##### Data shown #####
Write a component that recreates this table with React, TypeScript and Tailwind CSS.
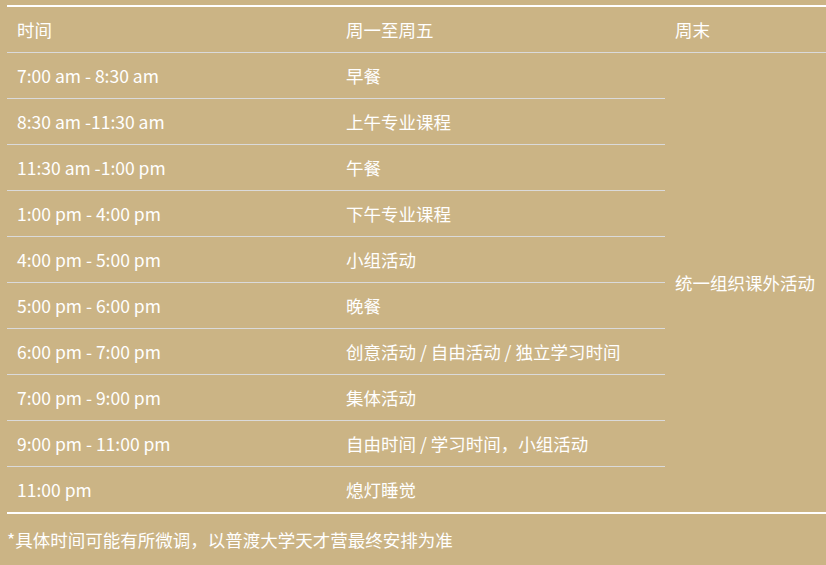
import React from "react";

const rows: [string, string][] = [
  ["7:00 am - 8:30 am", "早餐"],
  ["8:30 am -11:30 am", "上午专业课程"],
  ["11:30 am -1:00 pm", "午餐"],
  ["1:00 pm - 4:00 pm", "下午专业课程"],
  ["4:00 pm - 5:00 pm", "小组活动"],
  ["5:00 pm - 6:00 pm", "晚餐"],
  ["6:00 pm - 7:00 pm", "创意活动 / 自由活动 / 独立学习时间"],
  ["7:00 pm - 9:00 pm", "集体活动"],
  ["9:00 pm - 11:00 pm", "自由时间 / 学习时间，小组活动"],
  ["11:00 pm", "熄灯睡觉"],
];

export default function App() {
  return (
    <div
      className="w-[826px] h-[565px] overflow-hidden bg-[#cbb485] text-white text-[17.5px] leading-[24px]"
      style={{ fontFamily: '"Noto Sans CJK SC", sans-serif' }}
    >
      <div className="pt-[5px] pl-[7px]">
        <div className="w-[987px] border-t-2 border-white">
          <div className="grid grid-cols-[329px_329px_329px]">
            <div className="h-[46px] border-b border-[#dadada] flex items-center px-[10px]">时间</div>
            <div className="h-[46px] border-b border-[#dadada] flex items-center px-[10px]">周一至周五</div>
            <div className="h-[46px] border-b border-[#dadada] flex items-center px-[10px]">周末</div>
          </div>
          <div className="grid grid-cols-[329px_329px_329px] border-b-2 border-white">
            {rows.map(([t, a], i) => (
              <React.Fragment key={i}>
                <div
                  className={
                    i < rows.length - 1
                      ? "h-[46px] border-b border-[#dadada] flex items-center px-[10px]"
                      : "h-[45px] flex items-center px-[10px]"
                  }
                  style={{ gridColumn: 1, gridRow: i + 1 }}
                >
                  {t}
                </div>
                <div
                  className={
                    i < rows.length - 1
                      ? "h-[46px] border-b border-[#dadada] flex items-center px-[10px]"
                      : "h-[45px] flex items-center px-[10px]"
                  }
                  style={{ gridColumn: 2, gridRow: i + 1 }}
                >
                  {a}
                </div>
              </React.Fragment>
            ))}
            <div className="col-start-3 row-start-1 row-span-10 flex items-center px-[10px]">
              统一组织课外活动
            </div>
          </div>
        </div>
        <div className="pt-[14px]">*具体时间可能有所微调，以普渡大学天才营最终安排为准</div>
      </div>
    </div>
  );
}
#####
■ **Exercise objective**: Every line of the data should be copied as it stands, without the images.

■ **Exercise answer**:
Write a component that recreates this table with React, TypeScript and Tailwind CSS.
import React from "react";

const rows: [string, string][] = [
  ["7:00 am - 8:30 am", "早餐"],
  ["8:30 am -11:30 am", "上午专业课程"],
  ["11:30 am -1:00 pm", "午餐"],
  ["1:00 pm - 4:00 pm", "下午专业课程"],
  ["4:00 pm - 5:00 pm", "小组活动"],
  ["5:00 pm - 6:00 pm", "晚餐"],
  ["6:00 pm - 7:00 pm", "创意活动 / 自由活动 / 独立学习时间"],
  ["7:00 pm - 9:00 pm", "集体活动"],
  ["9:00 pm - 11:00 pm", "自由时间 / 学习时间，小组活动"],
  ["11:00 pm", "熄灯睡觉"],
];

export default function App() {
  return (
    <div
      className="w-[826px] h-[565px] overflow-hidden bg-[#cbb485] text-white text-[17.5px] leading-[24px]"
      style={{ fontFamily: '"Noto Sans CJK SC", sans-serif' }}
    >
      <div className="pt-[5px] pl-[7px]">
        <div className="w-[987px] border-t-2 border-white">
          <div className="grid grid-cols-[329px_329px_329px]">
            <div className="h-[46px] border-b border-[#dadada] flex items-center px-[10px]">时间</div>
            <div className="h-[46px] border-b border-[#dadada] flex items-center px-[10px]">周一至周五</div>
            <div className="h-[46px] border-b border-[#dadada] flex items-center px-[10px]">周末</div>
          </div>
          <div className="grid grid-cols-[329px_329px_329px] border-b-2 border-white">
            {rows.map(([t, a], i) => (
              <React.Fragment key={i}>
                <div
                  className={
                    i < rows.length - 1
                      ? "h-[46px] border-b border-[#dadada] flex items-center px-[10px]"
                      : "h-[45px] flex items-center px-[10px]"
                  }
                  style={{ gridColumn: 1, gridRow: i + 1 }}
                >
                  {t}
                </div>
                <div
                  className={
                    i < rows.length - 1
                      ? "h-[46px] border-b border-[#dadada] flex items-center px-[10px]"
                      : "h-[45px] flex items-center px-[10px]"
                  }
                  style={{ gridColumn: 2, gridRow: i + 1 }}
                >
                  {a}
                </div>
              </React.Fragment>
            ))}
            <div className="col-start-3 row-start-1 row-span-10 flex items-center px-[10px]">
              统一组织课外活动
            </div>
          </div>
        </div>
        <div className="pt-[14px]">*具体时间可能有所微调，以普渡大学天才营最终安排为准</div>
      </div>
    </div>
  );
}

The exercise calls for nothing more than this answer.